[DATA EXCERPT start]

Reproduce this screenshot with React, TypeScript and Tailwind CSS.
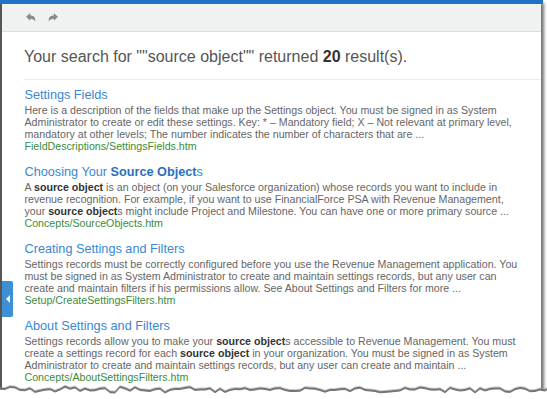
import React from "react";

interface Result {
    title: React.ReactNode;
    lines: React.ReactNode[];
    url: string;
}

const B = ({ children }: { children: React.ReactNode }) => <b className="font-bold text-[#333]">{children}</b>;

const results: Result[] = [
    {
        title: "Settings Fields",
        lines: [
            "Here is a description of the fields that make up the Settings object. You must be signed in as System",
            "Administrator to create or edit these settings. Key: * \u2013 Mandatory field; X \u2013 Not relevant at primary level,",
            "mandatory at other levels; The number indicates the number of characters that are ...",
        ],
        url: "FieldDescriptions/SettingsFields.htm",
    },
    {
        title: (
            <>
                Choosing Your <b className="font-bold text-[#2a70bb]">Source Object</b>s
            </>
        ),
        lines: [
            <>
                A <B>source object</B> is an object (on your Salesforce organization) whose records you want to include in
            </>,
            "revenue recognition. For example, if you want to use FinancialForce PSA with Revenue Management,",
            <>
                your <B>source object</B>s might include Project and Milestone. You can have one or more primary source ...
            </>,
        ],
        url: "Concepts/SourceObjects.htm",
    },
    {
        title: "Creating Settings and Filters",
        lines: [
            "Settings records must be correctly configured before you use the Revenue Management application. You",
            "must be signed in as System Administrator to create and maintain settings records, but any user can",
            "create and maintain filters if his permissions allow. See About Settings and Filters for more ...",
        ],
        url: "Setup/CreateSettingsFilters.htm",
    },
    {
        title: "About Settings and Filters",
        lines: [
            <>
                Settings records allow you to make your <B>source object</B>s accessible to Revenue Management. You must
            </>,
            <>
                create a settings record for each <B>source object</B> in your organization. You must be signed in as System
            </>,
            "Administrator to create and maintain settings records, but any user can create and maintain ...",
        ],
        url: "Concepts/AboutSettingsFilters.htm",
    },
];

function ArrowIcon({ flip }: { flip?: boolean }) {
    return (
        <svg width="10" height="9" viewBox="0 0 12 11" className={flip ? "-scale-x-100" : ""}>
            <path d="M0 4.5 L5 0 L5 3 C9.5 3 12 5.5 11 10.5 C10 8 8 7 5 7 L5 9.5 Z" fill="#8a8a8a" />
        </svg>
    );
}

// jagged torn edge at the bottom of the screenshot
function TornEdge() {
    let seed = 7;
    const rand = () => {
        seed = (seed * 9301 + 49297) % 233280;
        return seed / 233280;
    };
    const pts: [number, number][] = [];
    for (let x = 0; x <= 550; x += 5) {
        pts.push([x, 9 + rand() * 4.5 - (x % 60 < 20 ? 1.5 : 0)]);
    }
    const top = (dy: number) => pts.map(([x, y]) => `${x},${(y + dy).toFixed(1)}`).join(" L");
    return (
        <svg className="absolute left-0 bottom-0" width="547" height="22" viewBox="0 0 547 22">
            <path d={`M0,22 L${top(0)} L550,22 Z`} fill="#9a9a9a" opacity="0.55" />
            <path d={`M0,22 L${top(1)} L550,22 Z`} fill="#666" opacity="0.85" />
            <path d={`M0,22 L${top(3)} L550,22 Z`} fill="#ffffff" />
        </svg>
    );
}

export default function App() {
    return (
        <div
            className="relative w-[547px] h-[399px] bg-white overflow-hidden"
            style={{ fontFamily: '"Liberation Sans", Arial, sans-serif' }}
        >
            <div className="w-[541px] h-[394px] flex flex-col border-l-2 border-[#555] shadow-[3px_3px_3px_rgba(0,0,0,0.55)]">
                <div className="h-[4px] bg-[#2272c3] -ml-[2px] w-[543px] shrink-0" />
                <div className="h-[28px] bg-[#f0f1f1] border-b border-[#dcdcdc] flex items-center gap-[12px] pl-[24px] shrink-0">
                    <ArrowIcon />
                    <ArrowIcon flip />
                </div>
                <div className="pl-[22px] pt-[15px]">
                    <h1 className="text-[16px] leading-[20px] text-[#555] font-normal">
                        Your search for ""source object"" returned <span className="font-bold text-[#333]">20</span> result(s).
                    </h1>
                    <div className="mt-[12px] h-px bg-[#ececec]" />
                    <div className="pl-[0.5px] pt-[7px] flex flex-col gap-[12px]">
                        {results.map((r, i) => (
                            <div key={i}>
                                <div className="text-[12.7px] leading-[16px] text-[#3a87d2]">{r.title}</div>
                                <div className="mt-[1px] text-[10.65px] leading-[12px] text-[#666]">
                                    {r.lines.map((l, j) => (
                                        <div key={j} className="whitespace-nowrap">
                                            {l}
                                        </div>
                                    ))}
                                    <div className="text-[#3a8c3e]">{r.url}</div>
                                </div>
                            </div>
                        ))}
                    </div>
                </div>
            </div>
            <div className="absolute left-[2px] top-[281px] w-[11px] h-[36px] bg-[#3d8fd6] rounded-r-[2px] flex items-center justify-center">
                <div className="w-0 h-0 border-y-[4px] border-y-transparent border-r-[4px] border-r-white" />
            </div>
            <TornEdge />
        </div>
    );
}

[DATA EXCERPT end]

AIM OF THE TASK.
Leave the pictures out and output the rest of the listing exactly.

SOLUTION BELOW.
Reproduce this screenshot with React, TypeScript and Tailwind CSS.
import React from "react";

interface Result {
    title: React.ReactNode;
    lines: React.ReactNode[];
    url: string;
}

const B = ({ children }: { children: React.ReactNode }) => <b className="font-bold text-[#333]">{children}</b>;

const results: Result[] = [
    {
        title: "Settings Fields",
        lines: [
            "Here is a description of the fields that make up the Settings object. You must be signed in as System",
            "Administrator to create or edit these settings. Key: * \u2013 Mandatory field; X \u2013 Not relevant at primary level,",
            "mandatory at other levels; The number indicates the number of characters that are ...",
        ],
        url: "FieldDescriptions/SettingsFields.htm",
    },
    {
        title: (
            <>
                Choosing Your <b className="font-bold text-[#2a70bb]">Source Object</b>s
            </>
        ),
        lines: [
            <>
                A <B>source object</B> is an object (on your Salesforce organization) whose records you want to include in
            </>,
            "revenue recognition. For example, if you want to use FinancialForce PSA with Revenue Management,",
            <>
                your <B>source object</B>s might include Project and Milestone. You can have one or more primary source ...
            </>,
        ],
        url: "Concepts/SourceObjects.htm",
    },
    {
        title: "Creating Settings and Filters",
        lines: [
            "Settings records must be correctly configured before you use the Revenue Management application. You",
            "must be signed in as System Administrator to create and maintain settings records, but any user can",
            "create and maintain filters if his permissions allow. See About Settings and Filters for more ...",
        ],
        url: "Setup/CreateSettingsFilters.htm",
    },
    {
        title: "About Settings and Filters",
        lines: [
            <>
                Settings records allow you to make your <B>source object</B>s accessible to Revenue Management. You must
            </>,
            <>
                create a settings record for each <B>source object</B> in your organization. You must be signed in as System
            </>,
            "Administrator to create and maintain settings records, but any user can create and maintain ...",
        ],
        url: "Concepts/AboutSettingsFilters.htm",
    },
];

function ArrowIcon({ flip }: { flip?: boolean }) {
    return (
        <svg width="10" height="9" viewBox="0 0 12 11" className={flip ? "-scale-x-100" : ""}>
            <path d="M0 4.5 L5 0 L5 3 C9.5 3 12 5.5 11 10.5 C10 8 8 7 5 7 L5 9.5 Z" fill="#8a8a8a" />
        </svg>
    );
}

// jagged torn edge at the bottom of the screenshot
function TornEdge() {
    let seed = 7;
    const rand = () => {
        seed = (seed * 9301 + 49297) % 233280;
        return seed / 233280;
    };
    const pts: [number, number][] = [];
    for (let x = 0; x <= 550; x += 5) {
        pts.push([x, 9 + rand() * 4.5 - (x % 60 < 20 ? 1.5 : 0)]);
    }
    const top = (dy: number) => pts.map(([x, y]) => `${x},${(y + dy).toFixed(1)}`).join(" L");
    return (
        <svg className="absolute left-0 bottom-0" width="547" height="22" viewBox="0 0 547 22">
            <path d={`M0,22 L${top(0)} L550,22 Z`} fill="#9a9a9a" opacity="0.55" />
            <path d={`M0,22 L${top(1)} L550,22 Z`} fill="#666" opacity="0.85" />
            <path d={`M0,22 L${top(3)} L550,22 Z`} fill="#ffffff" />
        </svg>
    );
}

export default function App() {
    return (
        <div
            className="relative w-[547px] h-[399px] bg-white overflow-hidden"
            style={{ fontFamily: '"Liberation Sans", Arial, sans-serif' }}
        >
            <div className="w-[541px] h-[394px] flex flex-col border-l-2 border-[#555] shadow-[3px_3px_3px_rgba(0,0,0,0.55)]">
                <div className="h-[4px] bg-[#2272c3] -ml-[2px] w-[543px] shrink-0" />
                <div className="h-[28px] bg-[#f0f1f1] border-b border-[#dcdcdc] flex items-center gap-[12px] pl-[24px] shrink-0">
                    <ArrowIcon />
                    <ArrowIcon flip />
                </div>
                <div className="pl-[22px] pt-[15px]">
                    <h1 className="text-[16px] leading-[20px] text-[#555] font-normal">
                        Your search for ""source object"" returned <span className="font-bold text-[#333]">20</span> result(s).
                    </h1>
                    <div className="mt-[12px] h-px bg-[#ececec]" />
                    <div className="pl-[0.5px] pt-[7px] flex flex-col gap-[12px]">
                        {results.map((r, i) => (
                            <div key={i}>
                                <div className="text-[12.7px] leading-[16px] text-[#3a87d2]">{r.title}</div>
                                <div className="mt-[1px] text-[10.65px] leading-[12px] text-[#666]">
                                    {r.lines.map((l, j) => (
                                        <div key={j} className="whitespace-nowrap">
                                            {l}
                                        </div>
                                    ))}
                                    <div className="text-[#3a8c3e]">{r.url}</div>
                                </div>
                            </div>
                        ))}
                    </div>
                </div>
            </div>
            <div className="absolute left-[2px] top-[281px] w-[11px] h-[36px] bg-[#3d8fd6] rounded-r-[2px] flex items-center justify-center">
                <div className="w-0 h-0 border-y-[4px] border-y-transparent border-r-[4px] border-r-white" />
            </div>
            <TornEdge />
        </div>
    );
}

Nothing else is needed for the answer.